→ WHAT YOU WILL DO: Omit the pictures and output exactly the lines from the start of the entries through the line containing "const TABS = ['一般', '詳細', '転送設定', '文字コード'];".

→ STORED ROWS:
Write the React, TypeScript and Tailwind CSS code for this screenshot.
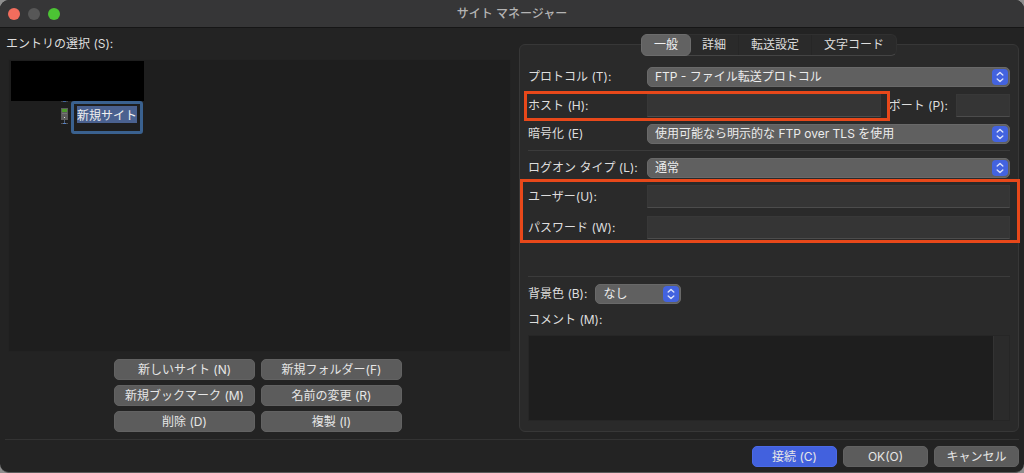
import { useState } from 'react';
import type { ReactNode } from 'react';

const TABS = ['一般', '詳細', '転送設定', '文字コード'];

const SITE_ACTIONS = [
  '新しいサイト (N)',
  '新規フォルダー(F)',
  '新規ブックマーク (M)',
  '名前の変更 (R)',
  '削除 (D)',
  '複製 (I)',
];

const FIELD =
  'h-[23px] min-w-0 border border-[#383838] border-b-[#4c4c4c] bg-[#353535] px-1 text-[#dedede] outline-none';

function TitleBar() {
  return (
    <header className="grid h-7 grid-cols-[1fr_auto_1fr] items-center border-b border-[#161616] bg-[#363637] px-2">
      <div className="flex gap-2">
        <button type="button" aria-label="閉じる" className="size-3 rounded-full bg-[#f26d5d]" />
        <button type="button" aria-label="しまう" className="size-3 rounded-full bg-[#575757]" />
        <button type="button" aria-label="拡大" className="size-3 rounded-full bg-[#4cc434]" />
      </div>
      <h1 className="font-medium text-[#b4b4b4]">サイト マネージャー</h1>
    </header>
  );
}

function ServerIcon() {
  return (
    <svg width="9" height="25" viewBox="0 0 9 25" aria-hidden="true">
      <path d="M1 .5h2M6 .5h2" stroke="#444" />
      <path d="M3 .5h3" stroke="#41649c" />
      <rect x="1" y="7" width="7" height="12" fill="#5c5c5c" />
      <rect x="2" y="8" width="5" height="3" fill="#4d9a2c" />
      <path d="M2 12.500h5" stroke="#747474" />
      <rect x="4" y="16" width="1" height="1" fill="#d8d8d8" />
      <path d="M4.500 19v3" stroke="#505f78" />
      <path d="M1 22.500h7" stroke="#555" />
      <path d="M3 22.500h3" stroke="#5580c4" />
    </svg>
  );
}

function SiteTree() {
  return (
    <section className="flex flex-col pt-2">
      <h2 className="pl-px">エントリの選択 (S):</h2>
      <div className="mt-[7px] ml-[3px] flex-1 border border-[#222] bg-[#1e1e1e] px-0.5 pt-px">
        <div className="h-10 w-[133px] bg-black" />
        <div className="flex items-start gap-0.5 pl-[49px]">
          <ServerIcon />
          <div className="h-[33px] w-[72px] rounded-[3px] border-3 border-[#3a618f] px-[3px] pt-0.5">
            <input
              aria-label="サイト名"
              defaultValue="新規サイト"
              className="block h-[17px] w-full bg-[#4a618f] text-[#f0f0f0] outline-none"
            />
          </div>
        </div>
      </div>
      <div className="mt-[7px] grid grid-cols-[141px_141px] justify-center gap-x-1.5 gap-y-[5px]">
        {SITE_ACTIONS.map((label) => (
          <button
            key={label}
            type="button"
            className="h-[21px] rounded-[5px] border border-[#626262] bg-[#5c5c5c] text-[#e6e6e6]"
          >
            {label}
          </button>
        ))}
      </div>
    </section>
  );
}

function Select({ id, value, className }: { id: string; value: string; className: string }) {
  return (
    <div className={`relative ${className}`}>
      <select
        id={id}
        className="block h-5 w-full appearance-none rounded-[5px] border border-[#696969] bg-[#606060] pl-[7px] text-[#ececec] outline-none"
      >
        <option>{value}</option>
      </select>
      <span className="pointer-events-none absolute top-0.5 right-0.5 flex size-4 items-center justify-center rounded-[4px] bg-[#4363df]">
        <svg width="16" height="16" viewBox="0 0 16 16" fill="none" aria-hidden="true">
          <path
            d="M5.200 6L8 3.400 10.800 6M5.200 10L8 12.600 10.800 10"
            stroke="#dbe2fb"
            strokeWidth="1.400"
            strokeLinecap="round"
            strokeLinejoin="round"
          />
        </svg>
      </span>
    </div>
  );
}

function Row({ id, label, children }: { id: string; label: string; children: ReactNode }) {
  return (
    <div className="flex min-w-0 flex-1 items-center">
      <label htmlFor={id} className="w-[119px] shrink-0 whitespace-nowrap">
        {label}
      </label>
      {children}
    </div>
  );
}

function SettingsPanel() {
  const [tab, setTab] = useState(TABS[0]);

  return (
    <section className="mt-4 flex flex-col rounded-md border border-[#373737] bg-[#2a2a2a] px-2 pb-2.5">
      <div
        role="tablist"
        className="-mt-[11px] flex h-[22px] self-center rounded-md border border-[#303030] border-b-[#444] bg-[#2a2a2a]"
      >
        {TABS.map((name) => (
          <button
            key={name}
            type="button"
            role="tab"
            aria-selected={name === tab}
            onClick={() => setTab(name)}
            className={
              name === tab
                ? '-m-px rounded-md border border-[#6c6c6c] bg-[#626262] px-3 text-[#f0f0f0]'
                : 'border-r border-[#262626] px-3 last:border-r-0'
            }
          >
            {name}
          </button>
        ))}
      </div>

      <div className="mt-[11px] flex flex-col gap-[7px]">
        <Row id="protocol" label="プロトコル (T):">
          <Select id="protocol" value="FTP - ファイル転送プロトコル" className="flex-1" />
        </Row>
        <div className="flex items-center gap-2">
          <div className="relative flex flex-1">
            <Row id="host" label="ホスト (H):">
              <input id="host" className={`${FIELD} flex-1`} />
            </Row>
            <div className="pointer-events-none absolute -top-[3px] -right-[9px] -bottom-1 -left-1 border-3 border-[#e8481a]" />
          </div>
          <label htmlFor="port">ポート (P):</label>
          <input id="port" className={`${FIELD} w-[54px]`} />
        </div>
        <Row id="encryption" label="暗号化 (E)">
          <Select id="encryption" value="使用可能なら明示的な FTP over TLS を使用" className="flex-1" />
        </Row>
      </div>

      <hr className="mt-1.5 border-[#3b3b3b]" />

      <div className="mt-[7px] flex flex-col gap-[7px]">
        <Row id="logon" label="ログオン タイプ (L):">
          <Select id="logon" value="通常" className="flex-1" />
        </Row>
        <div className="relative flex flex-col gap-2">
          <Row id="user" label="ユーザー(U):">
            <input id="user" className={`${FIELD} flex-1`} />
          </Row>
          <Row id="password" label="パスワード (W):">
            <input id="password" type="password" className={`${FIELD} flex-1`} />
          </Row>
          <div className="pointer-events-none absolute -top-[6px] -right-2.5 -bottom-1 -left-2 border-3 border-[#e8481a]" />
        </div>
      </div>

      <hr className="mt-[37px] border-[#3b3b3b]" />

      <div className="mt-[7px] flex items-center gap-2">
        <label htmlFor="color">背景色 (B):</label>
        <Select id="color" value="なし" className="w-[86px]" />
      </div>
      <label htmlFor="comment" className="mt-2">
        コメント (M):
      </label>
      <div className="mt-[7px] flex flex-1 border border-[#262626] bg-[#1e1e1e]">
        <textarea id="comment" className="min-h-20 flex-1 resize-none p-1 outline-none" />
        <div className="w-4 border-l border-[#333] bg-[#2b2b2b]" />
      </div>
    </section>
  );
}

function Footer() {
  const button = 'h-[21px] w-[85px] rounded-[5px] border';
  return (
    <footer className="mx-[5px] flex justify-end gap-1.5 border-t border-[#333] pt-1.5 pb-[5px] text-[#e6e6e6]">
      <button type="button" className={`${button} border-[#4b69e6] bg-[#4261de]`}>
        接続 (C)
      </button>
      <button type="button" className={`${button} border-[#626262] bg-[#5c5c5c]`}>
        OK(O)
      </button>
      <button type="button" className={`${button} border-[#626262] bg-[#5c5c5c]`}>
        キャンセル
      </button>
    </footer>
  );
}

export default function App() {
  return (
    <div className="flex min-h-screen bg-[#8e8e8e] font-['Inter','Noto_Sans_CJK_JP',sans-serif] text-[12px] leading-4 text-[#dedede]">
      <div className="flex flex-1 flex-col overflow-hidden rounded-[9px] border-b border-[#5a5a5a] bg-[#232323]">
        <TitleBar />
        <main className="grid flex-1 grid-cols-[506fr_500fr] gap-2 px-[5px] pb-[7px]">
          <SiteTree />
          <SettingsPanel />
        </main>
        <Footer />
      </div>
    </div>
  );
}
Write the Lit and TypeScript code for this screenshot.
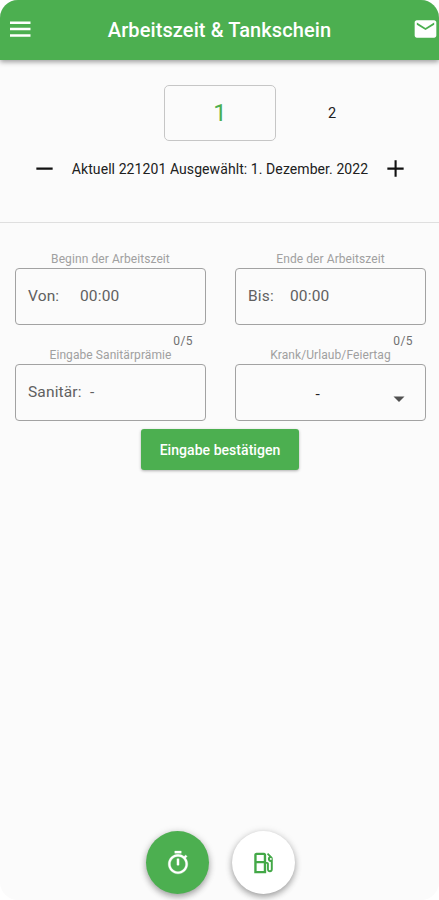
import { LitElement, html, css } from "lit";
import { customElement } from "lit/decorators.js";

@customElement("app-root")
export class AppRoot extends LitElement {
  static styles = css`
    :host { display: block; height: 900px; background: #fff; font-family: Roboto, "Liberation Sans", sans-serif; color: #202020; }
    * { box-sizing: border-box; }
    .screen { height: 900px; display: flex; flex-direction: column; background: #fbfbfb; border-radius: 18px; overflow: hidden; }
    header { height: 60px; flex: none; display: grid; grid-template-columns: 26px 1fr 26px; align-items: center; padding: 0 1px 2px 8px; background: #4caf50; color: #fff; box-shadow: 0 2px 5px rgba(0, 0, 0, 0.38); }
    svg { display: block; fill: currentColor; flex: none; }
    h1 { margin: 0; padding: 2px 7px 0 0; font-size: 20px; font-weight: 500; line-height: 24px; letter-spacing: 0.1px; text-align: center; white-space: nowrap; }
    .days { display: grid; grid-template-columns: 112px 112px; margin: 25px 0 0 164px; flex: none; }
    .day { height: 56px; display: flex; align-items: center; justify-content: center; font-size: 14.5px; }
    .day.active { border: 1px solid #c6c6c6; border-radius: 5px; font-size: 24px; color: #4caf50; }
    .date { height: 82px; flex: none; display: flex; justify-content: space-between; padding: 16px 32px 0 33px; border-bottom: 1px solid #dfdfdf; }
    .date svg { width: 23px; height: 23px; color: #111; }
    .date p { margin: 0; font-size: 14px; line-height: 24px; letter-spacing: 0.08px; white-space: nowrap; }
    .form { display: grid; grid-template-columns: 191px 191px; column-gap: 29px; padding: 28px 0 0 15px; flex: none; }
    .label { height: 17px; line-height: 17px; font-size: 12px; letter-spacing: 0.08px; text-align: center; color: #a0a0a0; white-space: nowrap; }
    .box { height: 57px; border: 1px solid #a2a2a2; border-radius: 4px; padding: 0 12px 1px; display: flex; align-items: center; font-size: 15.5px; letter-spacing: 0.15px; color: #606060; }
    .box.select { justify-content: flex-end; padding-right: 14px; }
    .select .value { margin-right: 67px; padding-top: 4px; color: #222; }
    .select svg { width: 24px; height: 24px; margin-top: 13px; color: #505050; }
    .von { width: 52px; } .bis { width: 42px; } .san { width: 62px; }
    .count { height: 22px; padding: 8px 13px 0 0; text-align: right; font-size: 12px; line-height: 16px; letter-spacing: 0.4px; color: #707070; }
    .confirm { width: 158px; height: 41px; flex: none; margin: 8px 0 0 141px; padding: 0; border: 0; border-radius: 3px; background: #4caf50; color: #fff; font: 500 14px/40px Roboto, sans-serif; letter-spacing: 0.05px; box-shadow: 0 1px 3px rgba(0, 0, 0, 0.3); white-space: nowrap; }
    nav { margin-top: auto; display: flex; justify-content: center; gap: 23px; padding: 0 0 6px 2px; }
    .fab { width: 63px; height: 63px; border-radius: 50%; display: flex; align-items: center; justify-content: center; background: #fff; color: #43a847; box-shadow: 0 3px 6px rgba(0, 0, 0, 0.3), 0 1px 8px rgba(0, 0, 0, 0.12); }
    .fab.on { background: #4caf50; color: #fff; }
  `;

  render() {
    return html`
      <div class="screen">
        <header>
          <svg width="24" height="24" viewBox="0 0 24 24"><path d="M2 4.500h20.500V7H2zm0 6.300h20.500v2.500H2zm0 6.500h20.500v2.500H2z" /></svg>
          <h1>Arbeitszeit &amp; Tankschein</h1>
          <svg width="27" height="26" viewBox="0 0 24 24"><path d="M20 4H4c-1.100 0-2 .9-2 2v12c0 1.100.9 2 2 2h16c1.100 0 2-.9 2-2V6c0-1.100-.9-2-2-2zm0 4-8 5-8-5V6l8 5 8-5v2z" /></svg>
        </header>
        <div class="days">
          <div class="day active">1</div>
          <div class="day">2</div>
        </div>
        <div class="date">
          <svg viewBox="0 0 24 24"><path d="M3.500 11h17v2.200h-17z" /></svg>
          <p>Aktuell 221201 Ausgewählt: 1. Dezember. 2022</p>
          <svg viewBox="0 0 24 24"><path d="M3.500 11H11V3.500h2.200V11h7.300v2.200h-7.300v7.300H11v-7.300H3.500z" /></svg>
        </div>
        <div class="form">
          <div>
            <div class="label">Beginn der Arbeitszeit</div>
            <div class="box"><span class="von">Von:</span><span>00:00</span></div>
            <div class="count">0/5</div>
          </div>
          <div>
            <div class="label">Ende der Arbeitszeit</div>
            <div class="box"><span class="bis">Bis:</span><span>00:00</span></div>
            <div class="count">0/5</div>
          </div>
          <div>
            <div class="label">Eingabe Sanitärprämie</div>
            <div class="box"><span class="san">Sanitär:</span><span>-</span></div>
          </div>
          <div>
            <div class="label">Krank/Urlaub/Feiertag</div>
            <div class="box select"><span class="value">-</span><svg viewBox="0 0 24 24"><path d="m6.500 9.500 5.500 5.500 5.500-5.500z" /></svg></div>
          </div>
        </div>
        <button class="confirm">Eingabe bestätigen</button>
        <nav>
          <div class="fab on">
            <svg width="26" height="26" viewBox="0 0 24 24"><path stroke="currentColor" stroke-width=".3" d="M15 1H9v2h6V1zm-4 13h2V8h-2v6zm8.030-6.610 1.420-1.420c-.43-.51-.9-.99-1.410-1.410l-1.420 1.420C16.070 4.740 14.120 4 12 4c-4.970 0-9 4.030-9 9s4.020 9 9 9 9-4.030 9-9c0-2.120-.74-4.070-1.970-5.610zM12 20c-3.870 0-7-3.130-7-7s3.130-7 7-7 7 3.130 7 7-3.130 7-7 7z" /></svg>
          </div>
          <div class="fab">
            <svg width="26" height="26" viewBox="0 0 24 24"><path fill-rule="evenodd" d="M5 2.500h7c1.100 0 2 .9 2 2V11h.8c1 0 1.700.8 1.700 1.700v5.100c0 .6.4 1 .9 1s.9-.4.9-1V11c-1.900-.3-2.700-1.300-2.700-2.800 0-1 .4-1.700 1.100-2.200l-2-2 1.100-1.200 3.300 3.200c.7.7 1 1.300 1 2.200v9.500c0 1.700-1.100 2.800-2.600 2.800s-2.700-1.200-2.700-2.800v-4.900H14v8.700H3v-17c0-1.100.9-2 2-2zm.2 2.200v5.500h6.600V4.700zm0 7.500v7.100h6.600v-7.100zM18.300 7.300a.9.9 0 1 0 0 1.800.9.9 0 0 0 0-1.800z" /></svg>
          </div>
        </nav>
      </div>
    `;
  }
}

→ EXERCISE RESPONSE:
Write the React, TypeScript and Tailwind CSS code for this screenshot.
import { useState } from 'react';
import type { ReactNode } from 'react';

const TABS = ['一般', '詳細', '転送設定', '文字コード'];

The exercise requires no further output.